GIVEN REQUEST: From the entries that follow, extract each line holding the string "this".

DATASET RECORDS:
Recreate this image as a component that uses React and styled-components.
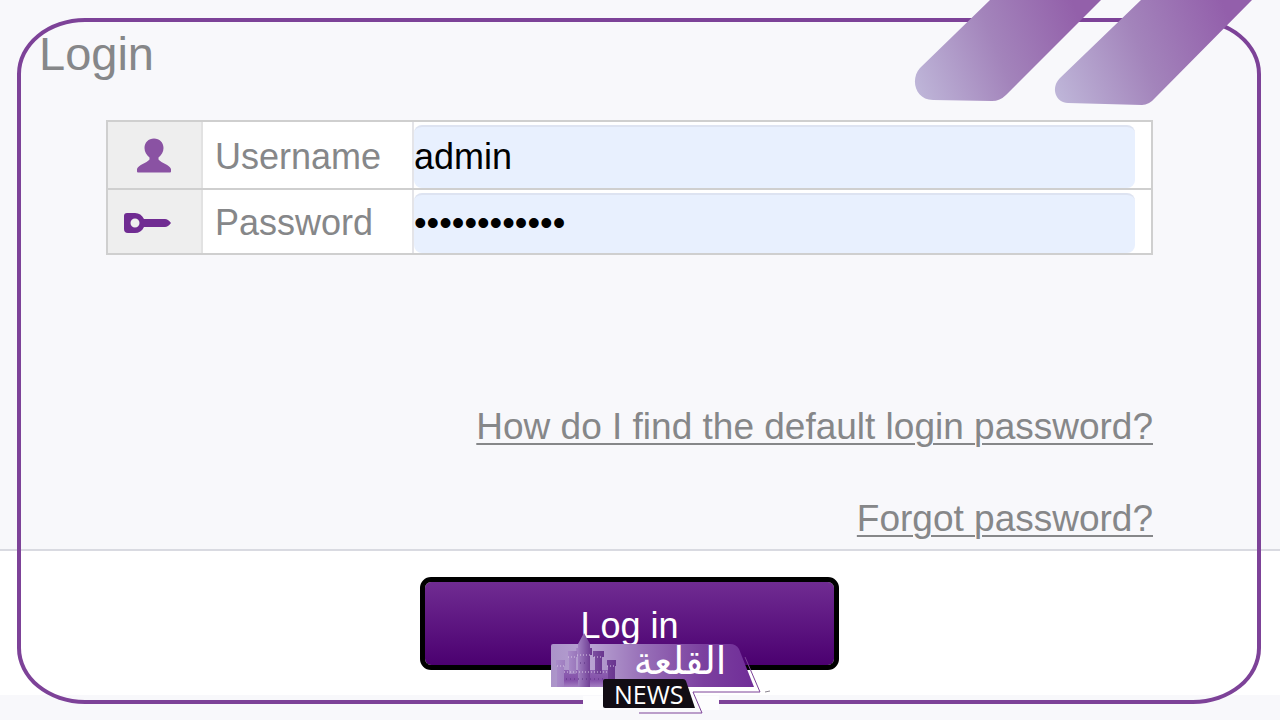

...

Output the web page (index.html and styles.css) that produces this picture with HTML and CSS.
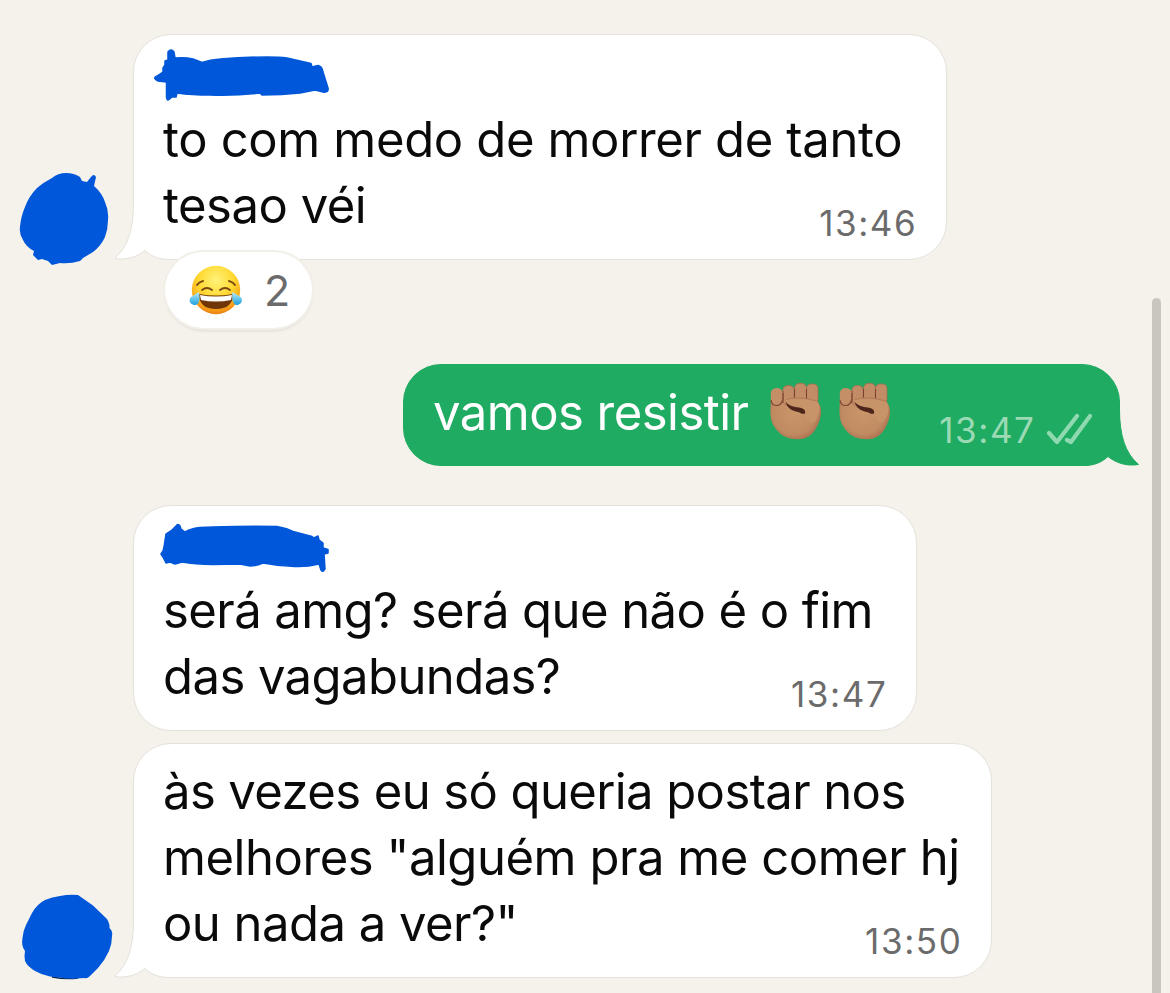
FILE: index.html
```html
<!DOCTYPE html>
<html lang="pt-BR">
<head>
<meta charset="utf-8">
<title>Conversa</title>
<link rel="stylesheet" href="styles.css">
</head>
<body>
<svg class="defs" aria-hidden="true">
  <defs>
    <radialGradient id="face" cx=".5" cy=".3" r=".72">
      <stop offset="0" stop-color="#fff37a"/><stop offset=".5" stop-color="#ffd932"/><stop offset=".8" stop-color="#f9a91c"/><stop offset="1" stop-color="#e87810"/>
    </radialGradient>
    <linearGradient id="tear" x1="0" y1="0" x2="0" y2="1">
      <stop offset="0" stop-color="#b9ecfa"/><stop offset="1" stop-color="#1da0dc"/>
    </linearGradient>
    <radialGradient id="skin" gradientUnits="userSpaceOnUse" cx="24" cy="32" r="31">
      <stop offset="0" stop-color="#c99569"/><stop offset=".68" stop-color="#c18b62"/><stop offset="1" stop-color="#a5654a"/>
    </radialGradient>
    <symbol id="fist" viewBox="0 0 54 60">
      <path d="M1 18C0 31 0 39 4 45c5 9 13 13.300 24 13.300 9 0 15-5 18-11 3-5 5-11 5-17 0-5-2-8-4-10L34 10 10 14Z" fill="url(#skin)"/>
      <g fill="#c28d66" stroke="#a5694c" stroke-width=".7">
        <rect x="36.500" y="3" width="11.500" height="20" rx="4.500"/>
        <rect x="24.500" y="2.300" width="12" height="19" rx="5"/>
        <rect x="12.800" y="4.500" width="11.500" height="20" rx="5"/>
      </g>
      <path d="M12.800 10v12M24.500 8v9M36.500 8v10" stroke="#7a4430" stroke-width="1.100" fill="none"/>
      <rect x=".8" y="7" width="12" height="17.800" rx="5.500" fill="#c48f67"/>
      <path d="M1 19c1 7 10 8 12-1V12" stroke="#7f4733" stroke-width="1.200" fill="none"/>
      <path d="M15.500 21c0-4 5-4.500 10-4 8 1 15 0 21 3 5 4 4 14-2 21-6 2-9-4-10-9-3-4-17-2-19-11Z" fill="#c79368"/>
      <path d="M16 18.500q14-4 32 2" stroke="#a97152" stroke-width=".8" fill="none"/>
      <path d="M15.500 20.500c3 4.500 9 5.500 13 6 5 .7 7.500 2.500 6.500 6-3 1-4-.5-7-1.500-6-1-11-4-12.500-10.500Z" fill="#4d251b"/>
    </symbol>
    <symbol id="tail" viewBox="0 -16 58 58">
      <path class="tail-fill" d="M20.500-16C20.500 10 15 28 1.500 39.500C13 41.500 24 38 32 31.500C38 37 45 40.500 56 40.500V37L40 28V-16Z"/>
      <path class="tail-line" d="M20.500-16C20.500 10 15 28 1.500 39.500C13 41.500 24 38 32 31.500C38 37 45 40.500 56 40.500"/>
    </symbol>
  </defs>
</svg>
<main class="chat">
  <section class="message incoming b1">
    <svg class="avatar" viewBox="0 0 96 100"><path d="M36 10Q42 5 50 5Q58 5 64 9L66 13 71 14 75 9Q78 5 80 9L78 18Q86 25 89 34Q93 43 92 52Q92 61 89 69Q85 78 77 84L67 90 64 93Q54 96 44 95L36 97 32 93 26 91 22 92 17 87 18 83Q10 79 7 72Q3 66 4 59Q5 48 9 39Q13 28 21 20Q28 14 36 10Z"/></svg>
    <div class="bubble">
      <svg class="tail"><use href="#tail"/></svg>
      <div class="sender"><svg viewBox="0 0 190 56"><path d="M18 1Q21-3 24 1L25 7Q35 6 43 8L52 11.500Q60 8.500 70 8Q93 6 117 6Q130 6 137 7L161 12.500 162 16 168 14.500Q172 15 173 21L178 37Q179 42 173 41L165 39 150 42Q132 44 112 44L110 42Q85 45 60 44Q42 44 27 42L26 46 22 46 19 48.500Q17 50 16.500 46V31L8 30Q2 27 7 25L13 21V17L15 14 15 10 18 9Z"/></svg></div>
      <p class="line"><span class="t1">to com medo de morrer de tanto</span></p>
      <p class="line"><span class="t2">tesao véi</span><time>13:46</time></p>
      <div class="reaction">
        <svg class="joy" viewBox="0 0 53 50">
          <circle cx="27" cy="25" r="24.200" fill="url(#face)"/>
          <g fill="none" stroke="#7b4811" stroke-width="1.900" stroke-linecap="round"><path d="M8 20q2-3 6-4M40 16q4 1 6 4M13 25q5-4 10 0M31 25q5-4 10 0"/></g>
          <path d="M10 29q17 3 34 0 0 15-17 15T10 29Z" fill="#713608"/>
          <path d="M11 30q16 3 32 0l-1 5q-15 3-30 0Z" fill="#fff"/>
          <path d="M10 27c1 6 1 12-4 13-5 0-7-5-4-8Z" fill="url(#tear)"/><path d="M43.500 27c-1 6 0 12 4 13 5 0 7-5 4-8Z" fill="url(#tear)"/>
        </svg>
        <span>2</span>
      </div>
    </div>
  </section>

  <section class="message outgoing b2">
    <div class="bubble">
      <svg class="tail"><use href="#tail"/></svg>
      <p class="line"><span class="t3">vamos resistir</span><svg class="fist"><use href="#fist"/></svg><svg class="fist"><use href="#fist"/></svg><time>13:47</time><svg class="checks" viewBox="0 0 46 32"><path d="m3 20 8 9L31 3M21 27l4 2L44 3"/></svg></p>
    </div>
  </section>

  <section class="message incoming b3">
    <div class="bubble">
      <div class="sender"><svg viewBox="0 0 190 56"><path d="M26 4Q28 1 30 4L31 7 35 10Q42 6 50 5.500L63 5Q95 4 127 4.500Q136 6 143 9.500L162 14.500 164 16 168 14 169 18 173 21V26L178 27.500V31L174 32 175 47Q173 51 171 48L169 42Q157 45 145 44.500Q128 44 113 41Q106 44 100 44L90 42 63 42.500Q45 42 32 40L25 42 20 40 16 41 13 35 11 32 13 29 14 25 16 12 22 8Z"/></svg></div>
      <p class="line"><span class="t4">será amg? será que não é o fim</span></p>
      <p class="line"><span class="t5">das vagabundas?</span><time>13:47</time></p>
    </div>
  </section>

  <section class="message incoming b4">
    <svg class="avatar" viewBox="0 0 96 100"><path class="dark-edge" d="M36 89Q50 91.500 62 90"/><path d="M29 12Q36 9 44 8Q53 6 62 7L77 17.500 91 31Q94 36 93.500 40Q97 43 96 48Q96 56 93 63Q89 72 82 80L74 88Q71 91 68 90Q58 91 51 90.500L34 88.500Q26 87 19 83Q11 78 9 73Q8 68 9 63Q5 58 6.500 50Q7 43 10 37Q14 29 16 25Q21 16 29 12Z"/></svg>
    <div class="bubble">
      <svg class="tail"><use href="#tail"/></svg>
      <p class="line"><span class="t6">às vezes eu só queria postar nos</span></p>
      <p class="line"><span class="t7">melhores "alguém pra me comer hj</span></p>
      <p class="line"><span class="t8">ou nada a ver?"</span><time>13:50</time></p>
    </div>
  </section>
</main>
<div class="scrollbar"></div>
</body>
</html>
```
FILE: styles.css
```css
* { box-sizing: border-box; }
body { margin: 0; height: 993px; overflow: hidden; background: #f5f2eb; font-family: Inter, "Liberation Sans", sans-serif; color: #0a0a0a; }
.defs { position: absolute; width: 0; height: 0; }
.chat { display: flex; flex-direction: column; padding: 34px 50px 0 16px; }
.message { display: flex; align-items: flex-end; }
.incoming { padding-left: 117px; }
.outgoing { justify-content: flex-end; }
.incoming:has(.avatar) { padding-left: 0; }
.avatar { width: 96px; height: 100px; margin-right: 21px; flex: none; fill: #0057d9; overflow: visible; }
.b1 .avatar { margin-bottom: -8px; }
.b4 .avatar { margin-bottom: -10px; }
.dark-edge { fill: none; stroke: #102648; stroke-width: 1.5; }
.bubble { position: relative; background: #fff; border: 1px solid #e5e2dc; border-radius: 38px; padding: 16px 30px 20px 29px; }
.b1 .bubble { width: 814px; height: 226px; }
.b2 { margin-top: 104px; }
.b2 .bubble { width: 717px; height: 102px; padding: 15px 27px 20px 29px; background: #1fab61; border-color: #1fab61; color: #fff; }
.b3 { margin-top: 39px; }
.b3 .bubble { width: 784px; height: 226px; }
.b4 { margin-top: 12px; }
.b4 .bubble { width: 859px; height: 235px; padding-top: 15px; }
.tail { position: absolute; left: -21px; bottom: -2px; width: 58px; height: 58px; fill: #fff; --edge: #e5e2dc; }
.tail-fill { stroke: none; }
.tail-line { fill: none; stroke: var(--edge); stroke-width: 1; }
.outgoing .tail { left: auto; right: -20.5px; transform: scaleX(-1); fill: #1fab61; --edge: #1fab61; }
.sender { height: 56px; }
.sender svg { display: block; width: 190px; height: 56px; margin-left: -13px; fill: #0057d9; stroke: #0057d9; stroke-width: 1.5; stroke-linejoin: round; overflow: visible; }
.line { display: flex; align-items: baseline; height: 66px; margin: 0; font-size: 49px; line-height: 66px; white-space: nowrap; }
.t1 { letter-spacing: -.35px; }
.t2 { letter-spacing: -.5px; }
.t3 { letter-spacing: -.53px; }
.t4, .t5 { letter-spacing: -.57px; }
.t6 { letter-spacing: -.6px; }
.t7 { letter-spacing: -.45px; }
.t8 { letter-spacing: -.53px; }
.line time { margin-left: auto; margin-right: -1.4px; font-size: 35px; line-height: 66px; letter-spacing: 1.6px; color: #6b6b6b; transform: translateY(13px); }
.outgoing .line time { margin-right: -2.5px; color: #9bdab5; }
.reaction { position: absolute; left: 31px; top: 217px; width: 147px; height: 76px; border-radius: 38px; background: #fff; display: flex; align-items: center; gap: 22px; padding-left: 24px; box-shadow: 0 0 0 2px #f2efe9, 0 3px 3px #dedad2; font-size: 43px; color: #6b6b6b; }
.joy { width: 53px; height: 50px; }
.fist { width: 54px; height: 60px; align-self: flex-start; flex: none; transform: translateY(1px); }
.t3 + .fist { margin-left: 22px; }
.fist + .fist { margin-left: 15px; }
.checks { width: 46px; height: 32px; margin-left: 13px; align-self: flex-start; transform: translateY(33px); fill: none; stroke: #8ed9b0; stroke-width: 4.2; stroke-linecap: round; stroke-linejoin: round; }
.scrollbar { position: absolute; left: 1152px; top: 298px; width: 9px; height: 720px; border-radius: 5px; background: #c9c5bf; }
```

COMPLETED TASK:
Recreate this image as a component that uses React and styled-components.
Output the web page (index.html and styles.css) that produces this picture with HTML and CSS.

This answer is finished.